Manhasset professor writes, edits essay collection
Award-winning educator and author Dr. Vicky Giouroukakis’ latest book release, Growing Up in an Immigrant Household and Community: Essays by Descendants of Immigrants, captures actual life experiences of those growing up in an immigrant household and community in the United States by the very individuals who, in many instances, straddled two worlds in finding their identity in America.
A first-generation American of Greek immigrant parents, Vicky Giouroukakis teaches and writes with a commitment to and passion for diversity, cultural inclusion, and excellence in education. She is a university professor at Molloy University and School of Education and Human Services. She has been teaching for the past 25 years. After beginning her career as a New York City High School English teacher, she moved on to teach at Molloy and recently assumed a new position as director of graduate and postgraduate programs.
“Growing up the daughter of immigrant parents is like straddling two worlds, the world of my parents and the world in which I was born,” Giouroukakis said.
Her parents, both from different parts of Greece, came to the US in 1969 in search of a better life. Her mother, raised with two siblings by a single mom in occupied, post-WWII Greece, arrived with no understanding of English. Her father went to work immediately at a pizzeria in Astoria. They moved back to Greece for a time, and then returned to the United States, where he opened his own business. This collection is something of a tribute to them. As Giouroukakis tells it, “I grew up in Astoria, New York, and my parents are immigrants from Greece. They felt very blessed to be in this country for all the opportunities that it afforded them. I was on sabbatical this past year and worked on this book; it was my sabbatical project. I always wanted to write about the immigrant experience and was motivated to accomplish my goal after the passing of my mother. I wanted to find a way to honor her and her life. She came to this country with limited English language proficiency and few resources. She worked extremely hard and made sacrifices so her children could have a better life than she did. I wanted to find a way to celebrate her and my dad, who was also hardworking. I wanted to find a way to honor my parents, and people like my parents, immigrants who came to this country and enriched this country.“
Written as first-person essays, the collection was solicited by editor-author Giouroukakis through social media and other personal networking, with an overwhelmingly positive response.
“I started writing my own stories about my experiences growing up in this type of environment. And then I thought, wouldn’t it be great if other people contributed their stories? So I put out a call on social media for contributions in the fall of 2022, and I tagged some of my friends and colleagues. And people responded positively; 30 authors contributed essays to the book. These are authors from all walks of life, different cultural and ethnic backgrounds, different experiences, education levels, professions, and so on,” said Giouroukakis.

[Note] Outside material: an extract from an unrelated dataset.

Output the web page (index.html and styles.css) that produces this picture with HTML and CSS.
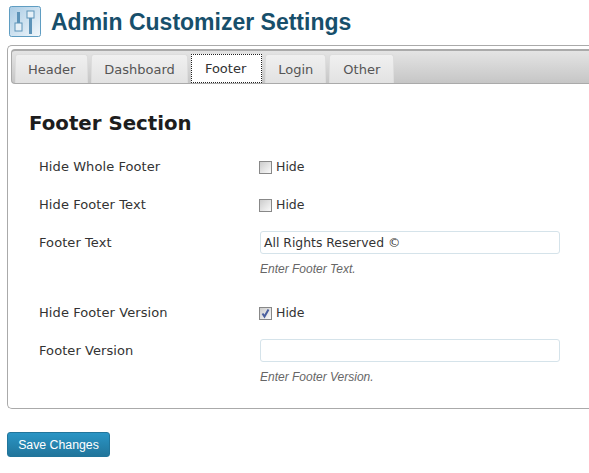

The connections she made proved to be enduring, with some of the essayists becoming good friends. Giouroukakis cited this as one of the side benefits of the project. “Some of (the contributors) I had never met prior to the book being published. Cindy Li, one of the essayists who contributed a piece (about growing up) Taiwanese, lives in California, and we still haven’t met, but we’ve been communicating via email. The beautiful thing with this book is that I was able to bring all these people together…I love bringing people together, connecting them. I think with this book, I formed a family with all this wonderful group of people.”
When asked for some of her favorite moments in the essays, Giouroukakis mentioned several. One is an essay by Aida Zilellian called ‘On Being Armenian.’ “She writes about being raised in an Armenian household. She felt like she had, in her words, ‘a hollow sense of identity.’ She felt invisible because a lot of her classmates hadn’t heard of Armenia or the Armenian genocide. Her parents wouldn’t let her experience a lot of ‘American joys’, like going trick or treating or doing sleepovers, because they wanted to protect her from marrying an American. And it was only after her parents divorced and remarried that she was able to break away from her community. She ended up marrying an American and eventually came to understand how important culture was to her.”
Food is also a common thread in many of the essays. Because culture is deeply connected to food, cuisine becomes a touchstone for people trying to bridge that divide. Giouroukakis spoke about a particular food-related story in the collection. “Cindy Li, who lives in California, wrote about how rice is the glue that brings a family together. You know, rice is sticky by nature and they use rice in Asian cultures to make so many different foods. In her essay, she begins with the time when she and her brother went to school and they brought food made of rice. It didn’t agree with her brother’s stomach and he puked. Then the kids were making fun not only of the food they brought to lunch, but also the fact that her brother had this incident. Later on, obviously, as she got older, she realized how important her culture is to her and her family.”
Despite their different backgrounds, all of the essays touch on a common human experience, identity, and the meaning of home. They show that no matter where or how you grew up, people have more similarities than differences. Giouroukakis states, “we’re all children of immigrants, so everyone can relate to this book. And despite the diversity of experiences we all have, if you read the essays, there are things that we have in common, like tradition, friendship, love, food, rituals, and family.”
Growing Up in an Immigrant Household and Community: Essays by Descendants of Immigrants is published by Kendall Hunt Publishing Company and available for purchase through Barnes & Noble and Amazon.